### OBJECTIVE:
Copy out all the lines exactly. Omit pictures.

### PROVIDED MATERIAL:
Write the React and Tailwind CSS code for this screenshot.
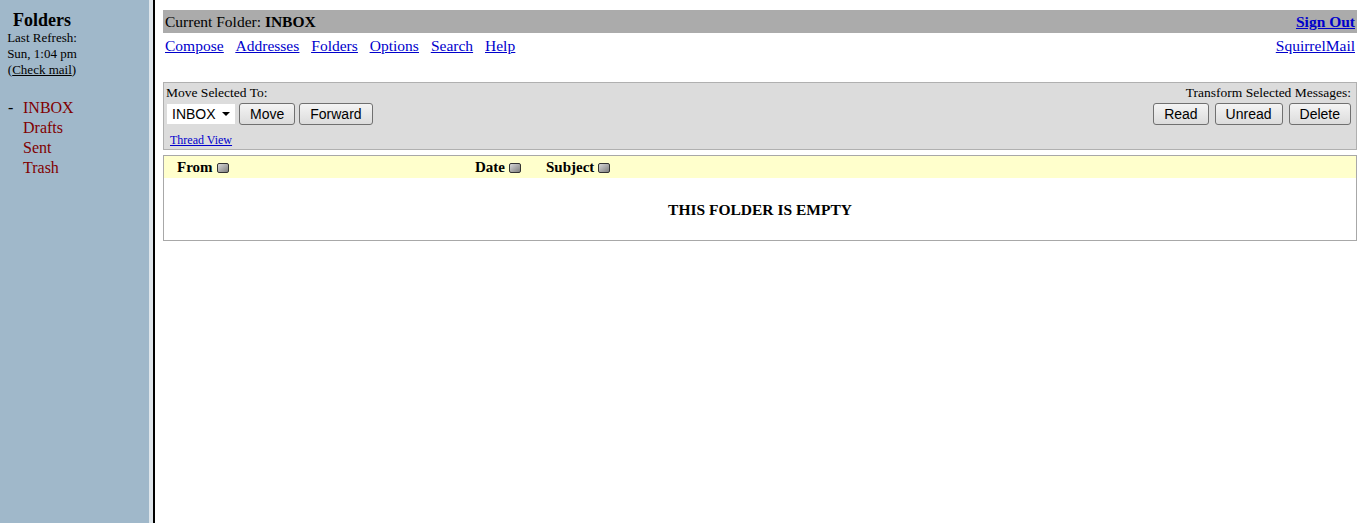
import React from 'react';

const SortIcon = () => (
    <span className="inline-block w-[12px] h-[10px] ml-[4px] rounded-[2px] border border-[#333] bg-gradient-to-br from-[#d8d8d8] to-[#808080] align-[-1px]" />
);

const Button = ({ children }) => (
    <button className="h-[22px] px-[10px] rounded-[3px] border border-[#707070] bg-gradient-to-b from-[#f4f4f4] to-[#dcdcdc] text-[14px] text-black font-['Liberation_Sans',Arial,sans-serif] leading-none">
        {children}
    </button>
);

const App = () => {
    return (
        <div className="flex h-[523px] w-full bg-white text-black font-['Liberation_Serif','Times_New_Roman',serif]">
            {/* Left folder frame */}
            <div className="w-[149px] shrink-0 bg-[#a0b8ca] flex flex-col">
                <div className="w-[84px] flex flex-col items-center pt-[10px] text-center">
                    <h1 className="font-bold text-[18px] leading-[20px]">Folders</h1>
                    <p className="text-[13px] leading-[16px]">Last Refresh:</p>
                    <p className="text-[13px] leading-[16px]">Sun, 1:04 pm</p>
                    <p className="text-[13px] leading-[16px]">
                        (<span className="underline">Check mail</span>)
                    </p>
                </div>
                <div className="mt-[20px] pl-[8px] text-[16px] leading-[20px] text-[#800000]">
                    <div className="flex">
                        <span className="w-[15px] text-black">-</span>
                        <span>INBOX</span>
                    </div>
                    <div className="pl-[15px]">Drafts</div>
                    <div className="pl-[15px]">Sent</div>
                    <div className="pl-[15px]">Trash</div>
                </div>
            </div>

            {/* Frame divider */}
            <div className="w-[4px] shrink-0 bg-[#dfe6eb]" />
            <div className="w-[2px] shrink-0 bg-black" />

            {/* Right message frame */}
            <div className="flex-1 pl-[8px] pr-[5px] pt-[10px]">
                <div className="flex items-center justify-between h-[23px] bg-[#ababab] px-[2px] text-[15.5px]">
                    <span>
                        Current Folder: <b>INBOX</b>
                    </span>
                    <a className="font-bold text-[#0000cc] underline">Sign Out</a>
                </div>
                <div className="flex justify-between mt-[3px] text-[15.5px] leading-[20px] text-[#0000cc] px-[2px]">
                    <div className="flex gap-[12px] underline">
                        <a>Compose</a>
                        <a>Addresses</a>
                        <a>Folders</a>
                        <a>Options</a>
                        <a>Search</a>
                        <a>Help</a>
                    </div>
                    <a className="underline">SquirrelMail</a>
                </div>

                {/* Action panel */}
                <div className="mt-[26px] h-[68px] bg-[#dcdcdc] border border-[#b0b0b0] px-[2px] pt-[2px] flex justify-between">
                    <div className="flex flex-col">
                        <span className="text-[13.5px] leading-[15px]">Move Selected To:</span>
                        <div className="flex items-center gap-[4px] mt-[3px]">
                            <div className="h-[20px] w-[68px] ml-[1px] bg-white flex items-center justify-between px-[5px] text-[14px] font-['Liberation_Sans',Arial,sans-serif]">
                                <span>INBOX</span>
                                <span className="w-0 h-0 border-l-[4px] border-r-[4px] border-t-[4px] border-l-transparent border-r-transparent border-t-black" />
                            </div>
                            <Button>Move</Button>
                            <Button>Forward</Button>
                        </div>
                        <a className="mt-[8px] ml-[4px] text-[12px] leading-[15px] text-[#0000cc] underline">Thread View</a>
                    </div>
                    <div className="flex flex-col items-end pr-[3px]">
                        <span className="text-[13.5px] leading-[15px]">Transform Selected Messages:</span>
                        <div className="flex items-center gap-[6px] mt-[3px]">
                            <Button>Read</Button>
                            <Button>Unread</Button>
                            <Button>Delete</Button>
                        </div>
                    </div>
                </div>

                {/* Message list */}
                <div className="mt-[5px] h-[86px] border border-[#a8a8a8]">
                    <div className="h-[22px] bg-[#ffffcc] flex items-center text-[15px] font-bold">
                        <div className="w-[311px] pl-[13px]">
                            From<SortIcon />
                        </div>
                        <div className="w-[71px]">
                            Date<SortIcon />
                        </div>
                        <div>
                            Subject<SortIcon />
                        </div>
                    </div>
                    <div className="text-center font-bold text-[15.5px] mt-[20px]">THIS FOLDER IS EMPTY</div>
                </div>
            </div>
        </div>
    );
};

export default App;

### SOLUTION BELOW:
Write the React and Tailwind CSS code for this screenshot.
import React from 'react';

const SortIcon = () => (
    <span className="inline-block w-[12px] h-[10px] ml-[4px] rounded-[2px] border border-[#333] bg-gradient-to-br from-[#d8d8d8] to-[#808080] align-[-1px]" />
);

const Button = ({ children }) => (
    <button className="h-[22px] px-[10px] rounded-[3px] border border-[#707070] bg-gradient-to-b from-[#f4f4f4] to-[#dcdcdc] text-[14px] text-black font-['Liberation_Sans',Arial,sans-serif] leading-none">
        {children}
    </button>
);

const App = () => {
    return (
        <div className="flex h-[523px] w-full bg-white text-black font-['Liberation_Serif','Times_New_Roman',serif]">
            {/* Left folder frame */}
            <div className="w-[149px] shrink-0 bg-[#a0b8ca] flex flex-col">
                <div className="w-[84px] flex flex-col items-center pt-[10px] text-center">
                    <h1 className="font-bold text-[18px] leading-[20px]">Folders</h1>
                    <p className="text-[13px] leading-[16px]">Last Refresh:</p>
                    <p className="text-[13px] leading-[16px]">Sun, 1:04 pm</p>
                    <p className="text-[13px] leading-[16px]">
                        (<span className="underline">Check mail</span>)
                    </p>
                </div>
                <div className="mt-[20px] pl-[8px] text-[16px] leading-[20px] text-[#800000]">
                    <div className="flex">
                        <span className="w-[15px] text-black">-</span>
                        <span>INBOX</span>
                    </div>
                    <div className="pl-[15px]">Drafts</div>
                    <div className="pl-[15px]">Sent</div>
                    <div className="pl-[15px]">Trash</div>
                </div>
            </div>

            {/* Frame divider */}
            <div className="w-[4px] shrink-0 bg-[#dfe6eb]" />
            <div className="w-[2px] shrink-0 bg-black" />

            {/* Right message frame */}
            <div className="flex-1 pl-[8px] pr-[5px] pt-[10px]">
                <div className="flex items-center justify-between h-[23px] bg-[#ababab] px-[2px] text-[15.5px]">
                    <span>
                        Current Folder: <b>INBOX</b>
                    </span>
                    <a className="font-bold text-[#0000cc] underline">Sign Out</a>
                </div>
                <div className="flex justify-between mt-[3px] text-[15.5px] leading-[20px] text-[#0000cc] px-[2px]">
                    <div className="flex gap-[12px] underline">
                        <a>Compose</a>
                        <a>Addresses</a>
                        <a>Folders</a>
                        <a>Options</a>
                        <a>Search</a>
                        <a>Help</a>
                    </div>
                    <a className="underline">SquirrelMail</a>
                </div>

                {/* Action panel */}
                <div className="mt-[26px] h-[68px] bg-[#dcdcdc] border border-[#b0b0b0] px-[2px] pt-[2px] flex justify-between">
                    <div className="flex flex-col">
                        <span className="text-[13.5px] leading-[15px]">Move Selected To:</span>
                        <div className="flex items-center gap-[4px] mt-[3px]">
                            <div className="h-[20px] w-[68px] ml-[1px] bg-white flex items-center justify-between px-[5px] text-[14px] font-['Liberation_Sans',Arial,sans-serif]">
                                <span>INBOX</span>
                                <span className="w-0 h-0 border-l-[4px] border-r-[4px] border-t-[4px] border-l-transparent border-r-transparent border-t-black" />
                            </div>
                            <Button>Move</Button>
                            <Button>Forward</Button>
                        </div>
                        <a className="mt-[8px] ml-[4px] text-[12px] leading-[15px] text-[#0000cc] underline">Thread View</a>
                    </div>
                    <div className="flex flex-col items-end pr-[3px]">
                        <span className="text-[13.5px] leading-[15px]">Transform Selected Messages:</span>
                        <div className="flex items-center gap-[6px] mt-[3px]">
                            <Button>Read</Button>
                            <Button>Unread</Button>
                            <Button>Delete</Button>
                        </div>
                    </div>
                </div>

                {/* Message list */}
                <div className="mt-[5px] h-[86px] border border-[#a8a8a8]">
                    <div className="h-[22px] bg-[#ffffcc] flex items-center text-[15px] font-bold">
                        <div className="w-[311px] pl-[13px]">
                            From<SortIcon />
                        </div>
                        <div className="w-[71px]">
                            Date<SortIcon />
                        </div>
                        <div>
                            Subject<SortIcon />
                        </div>
                    </div>
                    <div className="text-center font-bold text-[15.5px] mt-[20px]">THIS FOLDER IS EMPTY</div>
                </div>
            </div>
        </div>
    );
};

export default App;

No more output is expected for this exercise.